Nel 1429 il M. ricevette dei pagamenti per l’esecuzione di un gonfalone identificabile con la cosiddetta Madonna dell’Idea (Milano, Museo del duomo), già attribuita a vari artisti lombardi e riferita al catalogo dell’artista da Boskovits (1988, p. 40; Bandera, pp. 235 s.). In particolare al maestro andrebbe riferita la raffigurazione sul recto che presenta la Madonna col Bambino, recante una iscrizione interpretabile come «MCCCCXVIII» o «MCCCCXXVIII» e una firma «MICHAE DE BESOTIO» forse successivamente trascritte, mentre il figlio Leonardo avrebbe eseguito la Presentazione al Tempio sul verso.
Tra gli affreschi variamente attribuiti al M., gli Evangelisti e santi decoranti la volta della cappella di S. Martino in S. Eustorgio a Milano sono quelli che presentano le più evidenti credenziali formali per essere riferiti al suo catalogo. La presenza dello stemma di Bianca Maria Visconti, figlia di Filippo Maria, ne ha suggerito la cronologia agli anni 1437-38, prima che l’ambiente passasse alla famiglia Aicardi nel 1440 (Cadei, p. 123; Bandera, pp. 233 s.). Nel 1445 eseguì insieme con alcuni collaboratori gli affreschi in più sale al pian terreno di palazzo Borromeo a Milano, ora presso la Rocca di Angera, commissionati per celebrare l’avvenuta concessione del titolo comitale al casato. Di tale decorazione si conservano solo pochi frammenti con Storie di Esopo, originariamente nell’omonima sala, e il lacerto di Tempesta marina che è invece quanto rimane della cosiddetta Sala del Mare (Gengaro). La firma del M. compariva ancora nel 1825 su quel che rimaneva di un grandioso affresco figurante un Trionfo del Petrarca collocato al pian terreno sulle pareti del portico del cortile d’onore (Toesca, 1905, p. 323).

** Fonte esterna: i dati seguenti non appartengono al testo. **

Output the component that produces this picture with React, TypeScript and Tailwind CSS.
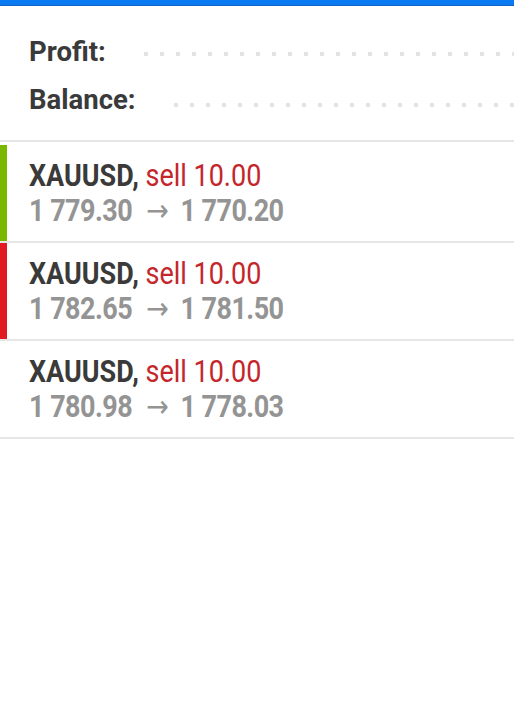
import React from "react";

const rows = [
  { bar: "bg-[#7ab800]", from: "1 779.30", to: "1 770.20" },
  { bar: "bg-[#e01b22]", from: "1 782.65", to: "1 781.50" },
  { bar: "bg-transparent", from: "1 780.98", to: "1 778.03" },
];

function Dots({ className }: { className: string }) {
  return (
    <div
      className={`h-4 flex-1 bg-[radial-gradient(circle,#e2e2e2_2px,transparent_2.6px)] bg-[length:16px_16px] bg-repeat-x ${className}`}
    />
  );
}

export default function App() {
  return (
    <div className="w-[514px] h-[720px] bg-white overflow-hidden font-['Roboto',sans-serif]">
      <div className="h-[6px] bg-[#0a7af3] border-b border-[#1262c4]" />
      <div className="pt-[22px] pb-[16px] pl-[29px] border-b-2 border-[#e6e6e6]">
        <div className="flex items-center h-[48px]">
          <span className="text-[27.5px] leading-[48px] font-bold text-[#3a3a3a]">Profit:</span>
          <Dots className="ml-[32px] mt-1" />
        </div>
        <div className="flex items-center h-[48px]">
          <span className="text-[27.5px] leading-[48px] font-bold text-[#3a3a3a]">Balance:</span>
          <Dots className="ml-[32px] mt-[9px]" />
        </div>
      </div>
      <div className="mt-[3px]">
        {rows.map((r, i) => (
          <div key={i} className="flex h-[98px] border-b-2 border-[#e6e6e6]">
            <div className={`w-[7px] ${r.bar}`} />
            <div className="pl-[22px] py-[14px] flex-1">
              <div className="origin-left scale-x-[0.87] whitespace-nowrap text-[31px] leading-[34px]">
                <div>
                  <span className="font-bold text-[#3a3a3a]">XAUUSD,</span>{" "}
                  <span className="text-[#c4262c]">sell 10.00</span>
                </div>
                <div className="font-bold text-[#949494] tracking-[-0.6px]">
                  {r.from}
                  <span className="inline-block font-normal font-['DejaVu_Sans',sans-serif] text-[31px] ml-[16px] mr-[14px]">→</span>
                  {r.to}
                </div>
              </div>
            </div>
          </div>
        ))}
      </div>
    </div>
  );
}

All’attività tarda nel quinto decennio viene assegnato anche l’affresco molto danneggiato con il Corteo dei Magi già nella chiesa di S. Maria Podone (Milano, Curia arcivescovile). Originariamente sull’arco d’ingresso della cappella fatta costruire dal conte Vitaliano Borromeo, di fronte al palazzo di famiglia, doveva probabilmente introdurre in un ambiente particolarmente raffinato con scene della vita e della passione di Cristo, un'Incoronazione della Vergine attorniata da santi e dottori della Chiesa sulla volta, eseguito con ogni probabilità dallo stesso M. (Bandera, pp. 234 s.).
Non si conosce la data di morte del M., ancora vivente l’11 maggio 1450, come ricorda un atto notarile riguardante il figlio Melchiorre (Sellin, p. 50).